Roy is the poster child for the lack of flash and publicity that hurts a player’s chase for post-season hardware. Hailing from the northwest, which makes the whole tree in the forest thing even more apt, seems to keep Roy from being mentioned much for the first team All-American team.
Roy is the nation’s best all-around player, so he gets my vote on the team to go along with the obvious choices of Redick and Morrison. Sheldon Williams should be just as much of a no-brainer with the effect he has on offense and defense for the Blue Devils. Hard to say that there isn’t a single Connecticut Husky on the first team, but with seven NBA prospects, there is just too much sharing going on. Hilton Armstrong has been the most consistent Husky but hasn’t done enough scoring to go along with his tremendous defense to make the first team.
My final selection comes down to Rodney Carney of Memphis and the dynamo from Villanova, Randy Foye. Everyone knows I love Carney, and I’m not quite sure he won’t be the best pro of this group with his ability to defend three positions, his 41 percent three-point shooting and his unbelievable play in transition.
This isn’t a best pro team though, because obviously Rudy Gay would be on it, so I’m taking Foye. All Foye has done is average 20.2 points, 5.5 rebounds, 3.1 assists and 1.4 steals for a top five team in the nation.
Foye also routinely guards power forwards when the Wildcats go to their four-guard lineup and led Villanova to a rebounding edge against Connecticut’s star-studded front-line in Villanova’s upset of then No. 1 Connecticut. This toughness gets Foye the edge over the sometimes enigmatic Carney for the final spot on this All-America squad.
Speaking of All-American squads (well, that was a really corny segue), the USA basketball team named the 22 names that will represent the pool of U.S. players for the World Championships this summer and the 2008 Olympics in Beijing.
After the debacle of the 2004 Olympics in Athens, Jerry Colangelo was given autonomous control to name his coach and players. He selected Coach K from Duke (and if you think I didn’t want to look up how to spell his last name, you would be right) and a roster that would be a team, not a bunch of individuals.
Let’s start with what Colangelo did right, which starts with the selection of Michael Redd. The joke in Athens was that Redd needed to play more, the humor being that he wasn’t even on the roster despite begging to play.
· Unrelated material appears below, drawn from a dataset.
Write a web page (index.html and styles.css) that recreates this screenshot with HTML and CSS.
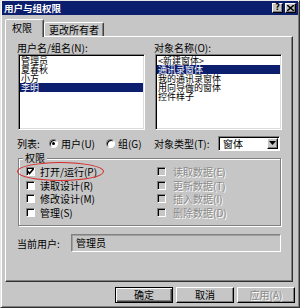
FILE: index.html
```html
<!DOCTYPE html>
<html>
<head>
<meta charset="utf-8">
<link rel="stylesheet" href="styles.css">
</head>
<body>
<div class="window">
  <div class="titlebar">
    <span class="title">用户与组权限</span>
    <div class="tbtns">
      <span class="tbtn">?</span>
      <span class="tbtn tclose"><svg width="7" height="6" viewBox="0 0 7 6"><path d="M0 0L7 6M7 0L0 6" stroke="#000" stroke-width="1.5"/></svg></span>
    </div>
  </div>
  <div class="tabs">
    <div class="tab active">权限</div>
    <div class="tab">更改所有者</div>
  </div>
  <div class="panel">
    <div class="lists">
      <div class="col">
        <div class="lbl">用户名/组名(N):</div>
        <div class="listbox">
          <div class="item">管理员</div>
          <div class="item">夏春秋</div>
          <div class="item">小方</div>
          <div class="item sel">李明</div>
        </div>
      </div>
      <div class="col">
        <div class="lbl">对象名称(O):</div>
        <div class="listbox">
          <div class="item">&lt;新建窗体&gt;</div>
          <div class="item sel">通讯录窗体</div>
          <div class="item">我的通讯录窗体</div>
          <div class="item">用向导做的窗体</div>
          <div class="item">控件样子</div>
        </div>
      </div>
    </div>
    <div class="row2">
      <div class="listtype">
        <span class="lt-lbl">列表:</span>
        <span class="radio on"></span><span class="rtext">用户(U)</span>
        <span class="radio r2"></span><span class="rtext">组(G)</span>
      </div>
      <div class="objtype">
        <span class="ot-lbl">对象类型(T):</span>
        <div class="combo">
          <span class="combo-text">窗体</span>
          <span class="combo-btn"><svg width="7" height="4" viewBox="0 0 7 4"><path d="M0 0H7L3.5 4Z" fill="#000"/></svg></span>
        </div>
      </div>
    </div>
    <div class="group">
      <div class="group-label">权限</div>
      <div class="checks">
        <div class="chk"><span class="box"><svg width="7" height="7" viewBox="0 0 7 7"><path d="M0.5 3L2.5 5.5L6.5 0.8" stroke="#000" stroke-width="1.6" fill="none"/></svg></span><span>打开/运行(P)</span></div>
        <div class="chk dis"><span class="box"></span><span>读取数据(E)</span></div>
        <div class="chk"><span class="box"></span><span>读取设计(R)</span></div>
        <div class="chk dis"><span class="box"></span><span>更新数据(T)</span></div>
        <div class="chk"><span class="box"></span><span>修改设计(M)</span></div>
        <div class="chk dis"><span class="box"></span><span>插入数据(I)</span></div>
        <div class="chk"><span class="box"></span><span>管理(S)</span></div>
        <div class="chk dis"><span class="box"></span><span>删除数据(D)</span></div>
      </div>
      <div class="mark"></div>
    </div>
    <div class="current">
      <span class="cur-lbl">当前用户:</span>
      <div class="cur-box">管理员</div>
    </div>
  </div>
  <div class="footer">
    <div class="btn default">确定</div>
    <div class="btn">取消</div>
    <div class="btn disabled">应用(A)</div>
  </div>
</div>
</body>
</html>
```
FILE: styles.css
```css
* { box-sizing: border-box; }
html, body { margin: 0; padding: 0; }
body {
  width: 300px;
  height: 308px;
  background: #c6c6c6;
  font-family: "Noto Sans CJK SC", "Noto Sans", sans-serif;
  font-size: 10px;
  color: #000;
  overflow: hidden;
}
.window {
  width: 300px;
  height: 308px;
  background: #c6c6c6;
  border: 1px solid;
  border-color: #e6e6e6 #303030 #303030 #e6e6e6;
  box-shadow: inset 1px 1px 0 #fff, inset -1px -1px 0 #808080;
  padding: 0 1px 1px 1px;
}
.titlebar {
  height: 14px;
  background: #0c1e6e;
  display: flex;
  align-items: center;
  justify-content: space-between;
  padding: 0 2px 0 2px;
}
.title {
  color: #fff;
  font-weight: bold;
  font-size: 9.5px;
  line-height: 14px;
}
.tbtns { display: flex; gap: 2px; }
.tbtn {
  width: 11px;
  height: 10px;
  background: #c6c6c6;
  border: 1px solid;
  border-color: #fff #000 #000 #fff;
  box-shadow: inset -1px -1px 0 #808080;
  font-size: 8px;
  font-weight: bold;
  line-height: 8px;
  text-align: center;
  display: flex;
  align-items: center;
  justify-content: center;
  font-family: "DejaVu Sans", sans-serif;
}
.tabs {
  display: flex;
  align-items: flex-end;
  height: 21px;
  margin: 0 0 0 3px;
  position: relative;
  z-index: 2;
}
.tab {
  height: 14px;
  padding: 0 4px;
  border: 1px solid;
  border-bottom: none;
  border-color: #fff #404040 transparent #fff;
  box-shadow: inset -1px 0 0 #808080;
  border-radius: 2px 2px 0 0;
  line-height: 13px;
  background: #c6c6c6;
}
.tab.active {
  height: 18px;
  width: 39px;
  margin-bottom: -1px;
  padding-left: 6px;
  line-height: 15px;
}
.panel {
  margin: 0 5px 0 3px;
  height: 246px;
  border: 1px solid;
  border-color: #fff #303030 #303030 #fff;
  box-shadow: inset -1px -1px 0 #808080;
  padding: 5px 10px 0 12px;
  position: relative;
  z-index: 1;
}
.lists {
  display: grid;
  grid-template-columns: 127px 127px;
  column-gap: 10px;
}
.lbl {
  height: 12px;
  line-height: 12px;
  margin-left: -1px;
}
.listbox {
  height: 76px;
  background: #fff;
  border: 1px solid;
  border-color: #808080 #fff #fff #808080;
  box-shadow: inset 1px 1px 0 #000, inset -1px -1px 0 #dcdcdc;
  padding: 1px;
}
.item {
  height: 9px;
  line-height: 9px;
  font-size: 9px;
  padding-left: 1px;
  white-space: nowrap;
}
.item.sel {
  background: #0c1e6e;
  color: #fff;
}
.row2 {
  margin-top: 6px;
  height: 14px;
  display: grid;
  grid-template-columns: 127px 127px;
  column-gap: 10px;
  align-items: center;
}
.listtype, .objtype {
  display: flex;
  align-items: center;
  height: 14px;
}
.lt-lbl { margin-left: -1px; width: 32px; }
.radio {
  width: 9px;
  height: 9px;
  border-radius: 50%;
  background: #fff;
  border: 1px solid;
  border-color: #808080 #fff #fff #808080;
  box-shadow: inset 1px 1px 0 #000;
  display: flex;
  align-items: center;
  justify-content: center;
}
.radio.on::after {
  content: "";
  width: 3px;
  height: 3px;
  border-radius: 50%;
  background: #000;
}
.rtext { margin-left: 3px; }
.radio.r2 { margin-left: 11px; }
.ot-lbl { width: 64px; margin-left: -1px; }
.combo {
  width: 62px;
  height: 15px;
  background: #fff;
  border: 1px solid;
  border-color: #808080 #fff #fff #808080;
  box-shadow: inset 1px 1px 0 #000;
  display: flex;
  align-items: center;
  justify-content: space-between;
  padding: 1px 1px 1px 4px;
}
.combo-text { line-height: 11px; }
.combo-btn {
  width: 11px;
  height: 11px;
  background: #c6c6c6;
  border: 1px solid;
  border-color: #fff #000 #000 #fff;
  box-shadow: inset -1px -1px 0 #808080;
  display: flex;
  align-items: center;
  justify-content: center;
}
.group {
  margin-top: 8px;
  width: 263px;
  border: 1px solid #808080;
  box-shadow: inset 1px 1px 0 #fff, 1px 1px 0 #fff;
  padding: 0 0 6px 7px;
  position: relative;
}
.group-label {
  margin: -7px 0 0 -3px;
  width: max-content;
  padding: 0 2px;
  background: #c6c6c6;
  line-height: 11px;
  height: 11px;
}
.checks {
  margin-top: 2px;
  display: grid;
  grid-template-columns: 131px auto;
}
.chk {
  height: 13.5px;
  display: flex;
  align-items: center;
  white-space: nowrap;
}
.box {
  width: 9px;
  height: 9px;
  background: #fff;
  border: 1px solid;
  border-color: #808080 #fff #fff #808080;
  box-shadow: inset 1px 1px 0 #000;
  margin-right: 5px;
  display: flex;
  align-items: center;
  justify-content: center;
}
.chk.dis .box { background: #c6c6c6; }
.chk.dis span:last-child {
  color: #8a8a8a;
  text-shadow: 1px 1px 0 #fff;
  margin-left: 2px;
}
.mark {
  position: absolute;
  left: -2px;
  top: 3px;
  width: 87px;
  height: 19px;
  border: 1.5px solid #d42a2a;
  border-radius: 50%;
}
.current {
  margin-top: 8px;
  display: flex;
  align-items: center;
  height: 18px;
}
.cur-lbl { width: 54px; margin-left: -1px; }
.cur-box {
  width: 210px;
  height: 18px;
  border: 1px solid;
  border-color: #808080 #fff #fff #808080;
  box-shadow: inset 1px 1px 0 #a0a0a0;
  padding-left: 4px;
  line-height: 16px;
}
.footer {
  margin-top: 5px;
  display: flex;
  justify-content: flex-end;
  gap: 3px;
  padding-right: 3px;
}
.btn {
  width: 58px;
  height: 16px;
  border: 1px solid;
  border-color: #fff #000 #000 #fff;
  box-shadow: inset -1px -1px 0 #808080;
  text-align: center;
  line-height: 14px;
}
.btn.default {
  border: 1px solid #000;
  box-shadow: inset 1px 1px 0 #fff, inset -1px -1px 0 #404040, inset -2px -2px 0 #808080;
}
.btn.disabled {
  color: #8a8a8a;
  text-shadow: 1px 1px 0 #fff;
}
```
In the international game, teams have to shoot the deep ball, and with Redd, Paul Pierce, Dwayne Wade, Joe Johnson and Kobe Bryant, the team has plenty of outside shooters. Two, Colangelo selected big men whose game is tailored for the international rules. With zone’s and the larger paint, big men must be able to hit the perimeter shot, pass from the high post, bang bodies, run the floor and attack the boards from further away from the basket. Brad Miller, Chris Bosh, Elton Brand and Shawn Marion (my personal favorite, who is literally owning the NBA right now) all fit four out of five of these skills, making them great selections.
The omission of Allen Iverson is Colangelo’s mistake. Many pros missing from the list told Colangelo they didn’t want to play, but that’s not the case with Iverson. Remember the fiasco that was Athens, and remember Iverson’s reaction.
He addressed the media’s questions from the heart, admitting he felt like he disappointed his country by not winning gold. Remember how he sacrificed his own game to be a pass first-point guard who defended well and genuinely tried to lead a squad that was ready to kill coach Larry Brown. Remember how he begged to play on that 2004 squad when literally 16 guys pulled their name off the roster due to terrorist concerns.
Continue to think of Iverson as the man who made questionable decisions while a teenager and in his early twenties if you want – I choose to look at the man who has matured like many of us will, and I see that he plays harder then anyone else in the NBA.
Giving a spot to the defenseless Luke Ridnour is a joke when Iverson has shown the willingness to change his game for the chance to win a gold medal.
USA Basketball, for very good reasons, wants to turn its back on the fiasco of Athens, but by removing Iverson it is only embarrassing itself by turning its back on the man who accepted blame for the organization-wide failure of Athens.